## Task to complete:
Wherever the word "React" shows up in a line, please copy that line.

## Supplied data:
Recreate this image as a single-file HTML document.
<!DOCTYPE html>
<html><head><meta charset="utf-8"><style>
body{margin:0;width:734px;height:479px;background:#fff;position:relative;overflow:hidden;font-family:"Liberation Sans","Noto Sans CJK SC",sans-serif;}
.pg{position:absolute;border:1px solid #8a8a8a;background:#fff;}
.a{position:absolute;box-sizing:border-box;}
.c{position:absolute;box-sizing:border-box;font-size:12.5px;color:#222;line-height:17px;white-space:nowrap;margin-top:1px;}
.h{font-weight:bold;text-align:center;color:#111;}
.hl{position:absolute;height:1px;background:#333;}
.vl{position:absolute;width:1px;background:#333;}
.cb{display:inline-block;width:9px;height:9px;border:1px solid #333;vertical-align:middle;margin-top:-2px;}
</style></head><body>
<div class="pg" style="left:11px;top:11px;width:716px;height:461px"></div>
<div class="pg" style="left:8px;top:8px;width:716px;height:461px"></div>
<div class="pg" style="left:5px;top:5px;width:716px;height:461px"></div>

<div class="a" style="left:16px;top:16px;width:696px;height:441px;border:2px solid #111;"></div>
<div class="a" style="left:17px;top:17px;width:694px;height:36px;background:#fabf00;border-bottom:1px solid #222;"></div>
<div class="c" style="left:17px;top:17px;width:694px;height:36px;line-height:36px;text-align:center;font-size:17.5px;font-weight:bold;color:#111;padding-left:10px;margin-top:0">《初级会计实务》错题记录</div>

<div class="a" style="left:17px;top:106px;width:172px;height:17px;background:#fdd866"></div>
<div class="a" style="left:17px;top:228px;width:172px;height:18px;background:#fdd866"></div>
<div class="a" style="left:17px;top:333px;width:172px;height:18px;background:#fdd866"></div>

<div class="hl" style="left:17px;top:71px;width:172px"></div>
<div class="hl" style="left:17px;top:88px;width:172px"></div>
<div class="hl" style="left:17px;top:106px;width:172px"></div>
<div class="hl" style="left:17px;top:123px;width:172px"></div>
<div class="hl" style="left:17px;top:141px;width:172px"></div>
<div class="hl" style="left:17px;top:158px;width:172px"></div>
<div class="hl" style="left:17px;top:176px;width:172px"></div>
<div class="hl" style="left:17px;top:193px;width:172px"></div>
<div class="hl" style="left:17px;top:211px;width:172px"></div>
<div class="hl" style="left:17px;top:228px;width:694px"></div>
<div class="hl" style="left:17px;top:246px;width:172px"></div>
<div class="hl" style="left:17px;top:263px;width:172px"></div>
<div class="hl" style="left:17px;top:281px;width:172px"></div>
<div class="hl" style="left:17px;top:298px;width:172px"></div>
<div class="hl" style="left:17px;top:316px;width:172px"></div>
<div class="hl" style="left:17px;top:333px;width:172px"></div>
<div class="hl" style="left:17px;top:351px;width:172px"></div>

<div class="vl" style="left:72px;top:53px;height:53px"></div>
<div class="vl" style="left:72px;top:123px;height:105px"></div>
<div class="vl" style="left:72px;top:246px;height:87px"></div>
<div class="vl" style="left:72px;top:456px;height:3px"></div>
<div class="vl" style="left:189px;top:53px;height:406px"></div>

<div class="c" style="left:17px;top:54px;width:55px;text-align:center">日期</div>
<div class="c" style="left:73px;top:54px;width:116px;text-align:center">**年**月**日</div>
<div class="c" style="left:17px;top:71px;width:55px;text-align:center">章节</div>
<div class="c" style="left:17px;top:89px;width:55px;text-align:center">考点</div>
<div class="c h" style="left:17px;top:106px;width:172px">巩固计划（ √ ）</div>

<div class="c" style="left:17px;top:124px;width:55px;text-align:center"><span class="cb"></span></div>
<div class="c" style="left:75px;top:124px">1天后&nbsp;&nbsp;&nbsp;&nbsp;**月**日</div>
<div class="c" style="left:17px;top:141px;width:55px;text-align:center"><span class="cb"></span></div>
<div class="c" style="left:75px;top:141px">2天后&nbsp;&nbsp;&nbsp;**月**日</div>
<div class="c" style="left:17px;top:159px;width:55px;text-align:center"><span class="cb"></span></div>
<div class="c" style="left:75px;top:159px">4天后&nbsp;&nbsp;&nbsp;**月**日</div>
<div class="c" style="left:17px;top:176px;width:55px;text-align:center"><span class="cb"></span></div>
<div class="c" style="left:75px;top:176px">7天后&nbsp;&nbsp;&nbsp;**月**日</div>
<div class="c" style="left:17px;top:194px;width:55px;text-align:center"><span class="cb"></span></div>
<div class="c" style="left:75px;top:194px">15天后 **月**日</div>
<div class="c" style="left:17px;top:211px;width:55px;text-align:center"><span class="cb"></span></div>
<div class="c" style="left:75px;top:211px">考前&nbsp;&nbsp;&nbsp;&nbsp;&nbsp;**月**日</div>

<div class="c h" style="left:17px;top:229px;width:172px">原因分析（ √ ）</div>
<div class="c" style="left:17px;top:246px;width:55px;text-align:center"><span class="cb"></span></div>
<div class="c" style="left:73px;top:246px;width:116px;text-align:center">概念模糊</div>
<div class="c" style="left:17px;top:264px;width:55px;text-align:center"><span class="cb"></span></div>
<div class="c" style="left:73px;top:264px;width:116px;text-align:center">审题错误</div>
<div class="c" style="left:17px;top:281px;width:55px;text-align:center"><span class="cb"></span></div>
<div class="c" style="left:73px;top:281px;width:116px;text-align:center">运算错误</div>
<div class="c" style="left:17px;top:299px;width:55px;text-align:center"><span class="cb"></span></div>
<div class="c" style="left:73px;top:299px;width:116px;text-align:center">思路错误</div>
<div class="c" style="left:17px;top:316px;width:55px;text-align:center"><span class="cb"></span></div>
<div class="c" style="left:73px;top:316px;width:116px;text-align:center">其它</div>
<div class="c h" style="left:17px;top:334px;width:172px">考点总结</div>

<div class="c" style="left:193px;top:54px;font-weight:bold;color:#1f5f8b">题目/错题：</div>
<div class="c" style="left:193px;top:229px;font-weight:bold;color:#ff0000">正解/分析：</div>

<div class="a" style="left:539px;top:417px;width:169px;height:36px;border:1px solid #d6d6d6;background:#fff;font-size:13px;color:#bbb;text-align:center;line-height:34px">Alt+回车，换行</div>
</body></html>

--

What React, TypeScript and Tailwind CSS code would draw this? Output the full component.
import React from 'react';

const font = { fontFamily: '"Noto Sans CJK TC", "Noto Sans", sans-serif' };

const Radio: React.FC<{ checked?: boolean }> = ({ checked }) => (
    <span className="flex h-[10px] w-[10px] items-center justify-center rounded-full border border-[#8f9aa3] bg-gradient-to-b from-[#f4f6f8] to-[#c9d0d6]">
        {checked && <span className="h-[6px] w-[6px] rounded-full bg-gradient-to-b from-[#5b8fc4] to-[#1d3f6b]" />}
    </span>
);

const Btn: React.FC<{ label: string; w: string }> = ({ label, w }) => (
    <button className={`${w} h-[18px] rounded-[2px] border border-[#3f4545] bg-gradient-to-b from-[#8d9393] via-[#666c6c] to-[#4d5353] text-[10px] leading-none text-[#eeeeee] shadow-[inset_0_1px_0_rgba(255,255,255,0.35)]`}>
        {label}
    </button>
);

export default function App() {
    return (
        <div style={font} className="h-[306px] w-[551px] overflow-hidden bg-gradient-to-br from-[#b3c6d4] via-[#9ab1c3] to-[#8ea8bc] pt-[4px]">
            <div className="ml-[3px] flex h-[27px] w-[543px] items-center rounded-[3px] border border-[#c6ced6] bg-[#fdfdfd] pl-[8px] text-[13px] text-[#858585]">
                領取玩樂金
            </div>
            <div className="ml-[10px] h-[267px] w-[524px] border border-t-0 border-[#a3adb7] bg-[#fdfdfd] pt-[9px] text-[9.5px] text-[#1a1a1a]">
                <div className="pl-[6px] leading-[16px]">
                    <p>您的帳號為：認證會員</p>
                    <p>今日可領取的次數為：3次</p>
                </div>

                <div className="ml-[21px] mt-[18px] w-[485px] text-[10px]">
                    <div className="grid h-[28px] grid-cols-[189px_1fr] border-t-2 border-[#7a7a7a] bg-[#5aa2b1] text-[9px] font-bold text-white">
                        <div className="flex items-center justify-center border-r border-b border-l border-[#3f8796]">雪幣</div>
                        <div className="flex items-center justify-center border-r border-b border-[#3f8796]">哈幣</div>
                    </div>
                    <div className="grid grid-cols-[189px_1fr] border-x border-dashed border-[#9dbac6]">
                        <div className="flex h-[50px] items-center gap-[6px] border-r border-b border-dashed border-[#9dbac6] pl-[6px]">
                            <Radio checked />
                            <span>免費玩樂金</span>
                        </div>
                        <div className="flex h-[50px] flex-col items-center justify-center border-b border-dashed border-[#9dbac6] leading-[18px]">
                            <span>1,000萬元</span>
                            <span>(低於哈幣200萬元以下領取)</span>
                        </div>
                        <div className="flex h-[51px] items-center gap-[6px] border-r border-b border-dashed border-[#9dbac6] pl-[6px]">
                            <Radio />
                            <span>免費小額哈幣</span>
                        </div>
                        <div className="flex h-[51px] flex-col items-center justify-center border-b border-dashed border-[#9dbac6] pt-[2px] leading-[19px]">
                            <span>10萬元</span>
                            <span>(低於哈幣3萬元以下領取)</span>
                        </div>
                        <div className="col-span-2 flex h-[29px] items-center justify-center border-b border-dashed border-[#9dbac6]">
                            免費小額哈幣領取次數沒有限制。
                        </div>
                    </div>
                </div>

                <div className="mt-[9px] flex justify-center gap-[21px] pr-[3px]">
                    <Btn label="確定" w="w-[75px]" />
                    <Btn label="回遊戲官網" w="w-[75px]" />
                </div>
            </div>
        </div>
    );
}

## Written solution:
What React, TypeScript and Tailwind CSS code would draw this? Output the full component.
import React from 'react';
const Radio: React.FC<{ checked?: boolean }> = ({ checked }) => (
const Btn: React.FC<{ label: string; w: string }> = ({ label, w }) => (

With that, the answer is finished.